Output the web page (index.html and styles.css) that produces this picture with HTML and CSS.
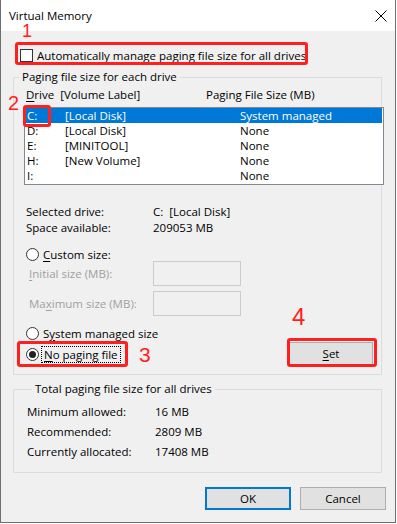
FILE: index.html
```html
<!DOCTYPE html>
<html lang="en">
  <head>
    <meta charset="UTF-8" />
    <title>Virtual Memory</title>
    <link rel="stylesheet" href="styles.css">
  </head>
  <body>
    <div class="window">
      <header class="titlebar">
        <span class="title-text">Virtual Memory</span>
        <svg class="close" width="12" height="12" viewBox="0 0 12 12">
          <path d="M0.5 0.5 L11.5 11.5 M11.5 0.5 L0.5 11.5" stroke="#000" stroke-width="1" fill="none" />
        </svg>
      </header>

      <div class="content">
        <div class="check-row">
          <span class="checkbox"></span>
          <span><u>A</u>utomatically manage paging file size for all drives</span>
        </div>

        <fieldset class="group drives">
          <legend>Paging file size for each drive</legend>
          <div class="list-head">
            <span class="head-drive"><u>D</u>rive&nbsp; [Volume Label]</span>
            <span>Paging File Size (MB)</span>
          </div>
          <div class="listbox">
            <div class="row selected"><span class="c1">C:</span><span class="c2">[Local Disk]</span><span>System managed</span></div>
            <div class="row"><span class="c1">D:</span><span class="c2">[Local Disk]</span><span>None</span></div>
            <div class="row"><span class="c1">E:</span><span class="c2">[MINITOOL]</span><span>None</span></div>
            <div class="row"><span class="c1">H:</span><span class="c2">[New Volume]</span><span>None</span></div>
            <div class="row"><span class="c1">I:</span><span class="c2"></span><span>None</span></div>
          </div>

          <div class="info">
            <div class="info-row"><span class="info-label">Selected drive:</span><span>C:&nbsp; [Local Disk]</span></div>
            <div class="info-row"><span class="info-label">Space available:</span><span>209053 MB</span></div>
          </div>

          <div class="radio-row custom">
            <span class="radio"></span>
            <span><u>C</u>ustom size:</span>
          </div>
          <div class="field-row">
            <span class="field-label"><u>I</u>nitial size (MB):</span>
            <span class="textbox"></span>
          </div>
          <div class="field-row second">
            <span class="field-label">Ma<u>x</u>imum size (MB):</span>
            <span class="textbox"></span>
          </div>

          <div class="radio-row system">
            <span class="radio"></span>
            <span>S<u>y</u>stem managed size</span>
          </div>
          <div class="bottom-row">
            <div class="radio-row">
              <span class="radio checked"></span>
              <span class="focus"><u>N</u>o paging file</span>
            </div>
            <button class="btn set"><u>S</u>et</button>
          </div>
        </fieldset>

        <fieldset class="group total">
          <legend>Total paging file size for all drives</legend>
          <div class="total-row"><span class="total-label">Minimum allowed:</span><span>16 MB</span></div>
          <div class="total-row"><span class="total-label">Recommended:</span><span>2809 MB</span></div>
          <div class="total-row"><span class="total-label">Currently allocated:</span><span>17408 MB</span></div>
        </fieldset>

        <div class="actions">
          <button class="btn ok">OK</button>
          <button class="btn">Cancel</button>
        </div>
      </div>

      <!-- annotations drawn over the dialog -->
      <span class="mark mark-1">1</span>
      <span class="mark mark-2">2</span>
      <span class="mark mark-3">3</span>
      <span class="mark mark-4">4</span>
      <div class="hl hl-1"></div>
      <div class="hl hl-2"></div>
      <div class="hl hl-3"></div>
      <div class="hl hl-4"></div>
    </div>
  </body>
</html>
```

FILE: styles.css
```css
* {
  margin: 0;
  padding: 0;
  box-sizing: border-box;
}
body {
  background: #fff;
  font-family: 'Open Sans', 'Noto Sans', sans-serif;
  font-size: 11.5px;
  color: #000;
}
u {
  text-decoration: underline;
  text-underline-offset: 2px;
}
.window {
  position: relative;
  width: 396px;
  height: 523px;
  border: 1px solid #6e6e6e;
  border-top: none;
  background: #f0f0f0;
  display: flex;
  flex-direction: column;
}
.titlebar {
  height: 31px;
  background: #fff;
  display: flex;
  align-items: center;
  justify-content: space-between;
  padding: 0 8px 1px 8px;
}
.title-text {
  line-height: 13px;
}
.close {
  display: block;
  margin-top: 1px;
}
.content {
  flex: 1;
}

/* checkbox line */
.check-row {
  margin: 18px 0 0 19px;
  height: 13px;
  display: flex;
  align-items: center;
  gap: 4px;
}
.checkbox {
  width: 13px;
  height: 13px;
  border: 1px solid #333;
  background: #fff;
}

/* group boxes */
.group {
  width: 369px;
  margin-left: 12px;
  border: 1px solid #dcdcdc;
  min-width: 0;
}
.group legend {
  margin-left: 5px;
  padding: 0 3px;
  line-height: 14px;
}
.drives {
  margin-top: 8px;
  padding-bottom: 9px;
}
.list-head {
  margin-top: 4px;
  padding-left: 12px;
  height: 14px;
  line-height: 14px;
  display: flex;
}
.head-drive {
  width: 180px;
}
.listbox {
  margin: 5px 0 0 10px;
  width: 360px;
  height: 78px;
  border: 1px solid #828790;
  background: #fff;
}
.row {
  height: 15px;
  line-height: 15px;
  padding-left: 2px;
  margin-right: 1px;
  display: flex;
}
.row.selected {
  background: #0078d7;
  color: #fff;
}
.c1 { width: 38px; }
.c2 { width: 175px; }

.info {
  margin-top: 19px;
  padding-left: 12px;
}
.info-row {
  height: 16px;
  line-height: 16px;
  display: flex;
}
.info-label {
  width: 127px;
}

/* radio buttons */
.radio-row {
  height: 14px;
  display: flex;
  align-items: center;
  gap: 4px;
}
.radio-row.custom {
  margin: 11px 0 0 12px;
}
.radio-row.system {
  margin: 10px 0 0 12px;
}
.radio {
  width: 13px;
  height: 13px;
  border: 1px solid #333;
  border-radius: 50%;
  background: #fff;
  display: flex;
  align-items: center;
  justify-content: center;
}
.radio.checked::after {
  content: '';
  width: 7px;
  height: 7px;
  border-radius: 50%;
  background: #222;
}
.focus {
  outline: 1px dotted #000;
  outline-offset: 1px;
  padding: 0 1px;
  line-height: 13px;
}

.field-row {
  height: 25px;
  display: flex;
  align-items: center;
  padding-left: 15px;
  color: #a0a0a0;
}
.field-row.second {
  margin-top: 5px;
}
.field-label {
  width: 124px;
}
.textbox {
  width: 88px;
  height: 25px;
  border: 1px solid #cccccc;
  background: #f0f0f0;
}

.bottom-row {
  margin: 2px 8px 0 12px;
  height: 23px;
  display: flex;
  align-items: center;
  justify-content: space-between;
}
.bottom-row .radio-row {
  margin-top: 2px;
}

/* buttons */
.btn {
  height: 23px;
  background: #e1e1e1;
  border: 1px solid #adadad;
  font-family: inherit;
  font-size: 11.5px;
  color: #000;
}
.btn.set {
  width: 84px;
}
.btn.ok {
  border: 2px solid #0078d7;
}

.total {
  margin-top: 7px;
  padding: 6px 0 10px 13px;
}
.total-row {
  height: 20px;
  line-height: 20px;
  display: flex;
}
.total-label {
  width: 128px;
}

.actions {
  margin: 14px 9px 0 0;
  display: flex;
  justify-content: flex-end;
  gap: 9px;
}
.actions .btn {
  width: 86px;
}

/* red annotations */
.mark {
  position: absolute;
  color: #ff1f1f;
  font-family: 'Liberation Sans', sans-serif;
  line-height: 0.75;
}
.mark-1 { left: 21px; top: 25px; font-size: 18px; }
.mark-2 { left: 7px; top: 96px; font-size: 20px; }
.mark-3 { left: 138px; top: 347px; font-size: 21px; }
.mark-4 { left: 291px; top: 308px; font-size: 24px; }
.hl {
  position: absolute;
  border: 3px solid #ff1f1f;
  border-radius: 3px;
}
.hl-1 { left: 14px; top: 42px; width: 293px; height: 23px; }
.hl-2 { left: 22px; top: 105px; width: 28px; height: 22px; }
.hl-3 { left: 16px; top: 341px; width: 111px; height: 26px; }
.hl-4 { left: 286px; top: 338px; width: 90px; height: 29px; }
```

• Required work
Search the preceding listing for "styles" and extract every line where it is found.

• Exercise solution
Output the web page (index.html and styles.css) that produces this picture with HTML and CSS.
    <link rel="stylesheet" href="styles.css">
FILE: styles.css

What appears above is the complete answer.